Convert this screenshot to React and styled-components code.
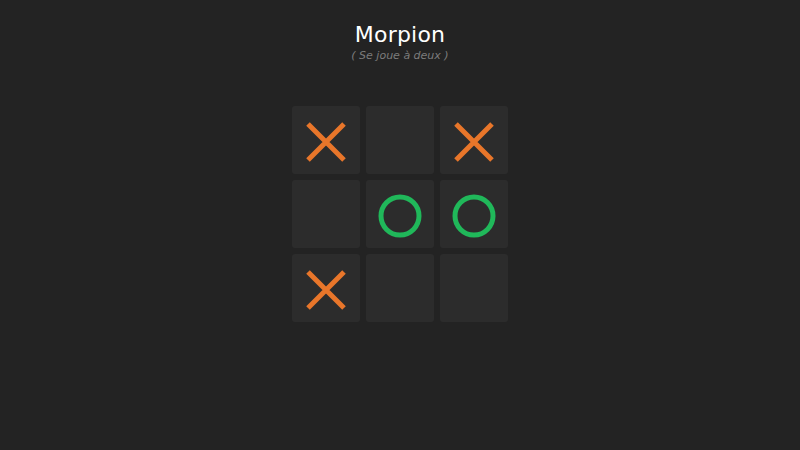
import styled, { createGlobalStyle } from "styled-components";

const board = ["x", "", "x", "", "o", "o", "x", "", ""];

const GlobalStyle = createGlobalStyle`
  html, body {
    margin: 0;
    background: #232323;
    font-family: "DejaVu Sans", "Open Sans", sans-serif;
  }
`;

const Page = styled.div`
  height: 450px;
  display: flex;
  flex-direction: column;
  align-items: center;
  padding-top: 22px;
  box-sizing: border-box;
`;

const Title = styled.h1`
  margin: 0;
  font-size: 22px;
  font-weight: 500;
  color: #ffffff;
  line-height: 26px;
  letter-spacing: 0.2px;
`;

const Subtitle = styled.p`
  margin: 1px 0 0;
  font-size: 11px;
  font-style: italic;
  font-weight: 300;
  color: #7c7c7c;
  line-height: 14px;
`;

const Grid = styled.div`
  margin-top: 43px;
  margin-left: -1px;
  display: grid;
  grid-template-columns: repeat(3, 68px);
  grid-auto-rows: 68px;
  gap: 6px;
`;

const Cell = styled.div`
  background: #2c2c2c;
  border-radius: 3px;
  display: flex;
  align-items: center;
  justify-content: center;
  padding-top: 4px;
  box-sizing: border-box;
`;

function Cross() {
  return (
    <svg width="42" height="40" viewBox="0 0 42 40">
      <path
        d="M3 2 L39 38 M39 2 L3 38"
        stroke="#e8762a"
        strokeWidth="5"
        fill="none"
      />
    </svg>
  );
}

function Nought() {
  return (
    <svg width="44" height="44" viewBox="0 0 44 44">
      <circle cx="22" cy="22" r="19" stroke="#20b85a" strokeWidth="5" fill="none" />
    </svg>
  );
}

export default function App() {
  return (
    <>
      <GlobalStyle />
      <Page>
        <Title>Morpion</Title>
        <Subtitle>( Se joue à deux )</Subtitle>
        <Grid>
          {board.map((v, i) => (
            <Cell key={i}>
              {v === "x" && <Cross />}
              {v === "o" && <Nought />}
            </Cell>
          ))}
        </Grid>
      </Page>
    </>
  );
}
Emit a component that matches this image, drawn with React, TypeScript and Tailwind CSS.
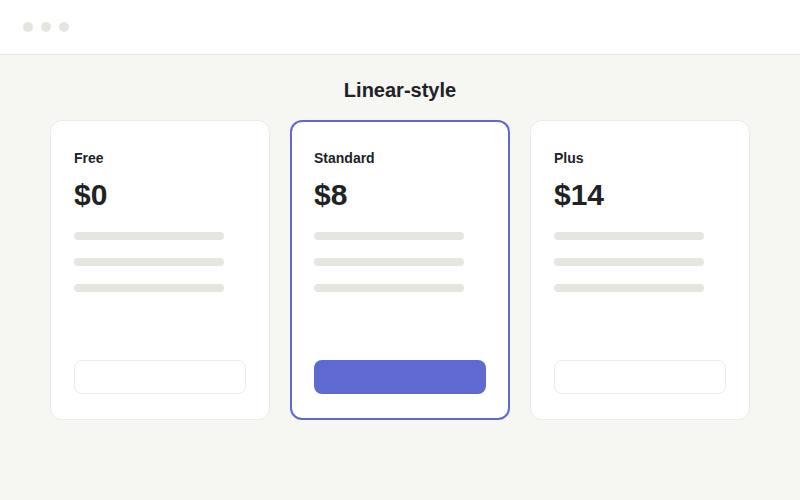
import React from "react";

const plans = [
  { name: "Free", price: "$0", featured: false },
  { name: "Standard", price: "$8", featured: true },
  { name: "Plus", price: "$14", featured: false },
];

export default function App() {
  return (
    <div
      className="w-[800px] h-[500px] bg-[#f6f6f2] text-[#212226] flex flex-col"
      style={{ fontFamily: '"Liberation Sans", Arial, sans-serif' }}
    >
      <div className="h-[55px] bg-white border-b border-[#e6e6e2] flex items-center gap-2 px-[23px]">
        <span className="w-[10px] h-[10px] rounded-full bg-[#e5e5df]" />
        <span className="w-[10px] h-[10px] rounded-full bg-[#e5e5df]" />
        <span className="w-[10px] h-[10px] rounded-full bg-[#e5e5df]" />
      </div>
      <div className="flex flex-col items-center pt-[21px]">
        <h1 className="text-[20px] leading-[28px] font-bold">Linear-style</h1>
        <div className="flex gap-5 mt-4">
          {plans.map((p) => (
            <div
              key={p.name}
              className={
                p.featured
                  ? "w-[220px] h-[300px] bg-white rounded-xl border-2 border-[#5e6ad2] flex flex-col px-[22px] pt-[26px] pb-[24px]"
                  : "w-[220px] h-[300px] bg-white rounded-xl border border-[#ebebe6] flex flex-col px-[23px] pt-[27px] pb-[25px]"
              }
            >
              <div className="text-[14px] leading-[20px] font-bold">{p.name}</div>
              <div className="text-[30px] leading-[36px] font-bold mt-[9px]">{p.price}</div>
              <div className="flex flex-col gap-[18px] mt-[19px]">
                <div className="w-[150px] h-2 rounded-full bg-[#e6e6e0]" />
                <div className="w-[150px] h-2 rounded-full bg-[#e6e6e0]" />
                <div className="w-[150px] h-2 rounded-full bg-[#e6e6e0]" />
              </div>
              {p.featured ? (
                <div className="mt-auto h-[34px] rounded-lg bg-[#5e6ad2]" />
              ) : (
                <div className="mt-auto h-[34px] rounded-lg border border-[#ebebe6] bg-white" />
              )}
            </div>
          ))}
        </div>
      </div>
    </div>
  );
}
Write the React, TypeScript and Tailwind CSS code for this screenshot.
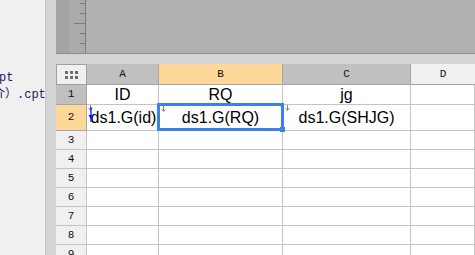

..............................

Task requirements:
Return each line from the material above exactly, but not the pictures.

Answer for this exercise:
Convert this screenshot to React and styled-components code.
import styled, { createGlobalStyle } from "styled-components";

const board = ["x", "", "x", "", "o", "o", "x", "", ""];

const GlobalStyle = createGlobalStyle`
  html, body {
    margin: 0;
    background: #232323;
    font-family: "DejaVu Sans", "Open Sans", sans-serif;
  }
`;

const Page = styled.div`
  height: 450px;
  display: flex;
  flex-direction: column;
  align-items: center;
  padding-top: 22px;
  box-sizing: border-box;
`;

const Title = styled.h1`
  margin: 0;
  font-size: 22px;
  font-weight: 500;
  color: #ffffff;
  line-height: 26px;
  letter-spacing: 0.2px;
`;

const Subtitle = styled.p`
  margin: 1px 0 0;
  font-size: 11px;
  font-style: italic;
  font-weight: 300;
  color: #7c7c7c;
  line-height: 14px;
`;

const Grid = styled.div`
  margin-top: 43px;
  margin-left: -1px;
  display: grid;
  grid-template-columns: repeat(3, 68px);
  grid-auto-rows: 68px;
  gap: 6px;
`;

const Cell = styled.div`
  background: #2c2c2c;
  border-radius: 3px;
  display: flex;
  align-items: center;
  justify-content: center;
  padding-top: 4px;
  box-sizing: border-box;
`;

function Cross() {
  return (
    <svg width="42" height="40" viewBox="0 0 42 40">
      <path
        d="M3 2 L39 38 M39 2 L3 38"
        stroke="#e8762a"
        strokeWidth="5"
        fill="none"
      />
    </svg>
  );
}

function Nought() {
  return (
    <svg width="44" height="44" viewBox="0 0 44 44">
      <circle cx="22" cy="22" r="19" stroke="#20b85a" strokeWidth="5" fill="none" />
    </svg>
  );
}

export default function App() {
  return (
    <>
      <GlobalStyle />
      <Page>
        <Title>Morpion</Title>
        <Subtitle>( Se joue à deux )</Subtitle>
        <Grid>
          {board.map((v, i) => (
            <Cell key={i}>
              {v === "x" && <Cross />}
              {v === "o" && <Nought />}
            </Cell>
          ))}
        </Grid>
      </Page>
    </>
  );
}
Emit a component that matches this image, drawn with React, TypeScript and Tailwind CSS.
import React from "react";

const plans = [
  { name: "Free", price: "$0", featured: false },
  { name: "Standard", price: "$8", featured: true },
  { name: "Plus", price: "$14", featured: false },
];

export default function App() {
  return (
    <div
      className="w-[800px] h-[500px] bg-[#f6f6f2] text-[#212226] flex flex-col"
      style={{ fontFamily: '"Liberation Sans", Arial, sans-serif' }}
    >
      <div className="h-[55px] bg-white border-b border-[#e6e6e2] flex items-center gap-2 px-[23px]">
        <span className="w-[10px] h-[10px] rounded-full bg-[#e5e5df]" />
        <span className="w-[10px] h-[10px] rounded-full bg-[#e5e5df]" />
        <span className="w-[10px] h-[10px] rounded-full bg-[#e5e5df]" />
      </div>
      <div className="flex flex-col items-center pt-[21px]">
        <h1 className="text-[20px] leading-[28px] font-bold">Linear-style</h1>
        <div className="flex gap-5 mt-4">
          {plans.map((p) => (
            <div
              key={p.name}
              className={
                p.featured
                  ? "w-[220px] h-[300px] bg-white rounded-xl border-2 border-[#5e6ad2] flex flex-col px-[22px] pt-[26px] pb-[24px]"
                  : "w-[220px] h-[300px] bg-white rounded-xl border border-[#ebebe6] flex flex-col px-[23px] pt-[27px] pb-[25px]"
              }
            >
              <div className="text-[14px] leading-[20px] font-bold">{p.name}</div>
              <div className="text-[30px] leading-[36px] font-bold mt-[9px]">{p.price}</div>
              <div className="flex flex-col gap-[18px] mt-[19px]">
                <div className="w-[150px] h-2 rounded-full bg-[#e6e6e0]" />
                <div className="w-[150px] h-2 rounded-full bg-[#e6e6e0]" />
                <div className="w-[150px] h-2 rounded-full bg-[#e6e6e0]" />
              </div>
              {p.featured ? (
                <div className="mt-auto h-[34px] rounded-lg bg-[#5e6ad2]" />
              ) : (
                <div className="mt-auto h-[34px] rounded-lg border border-[#ebebe6] bg-white" />
              )}
            </div>
          ))}
        </div>
      </div>
    </div>
  );
}
Write the React, TypeScript and Tailwind CSS code for this screenshot.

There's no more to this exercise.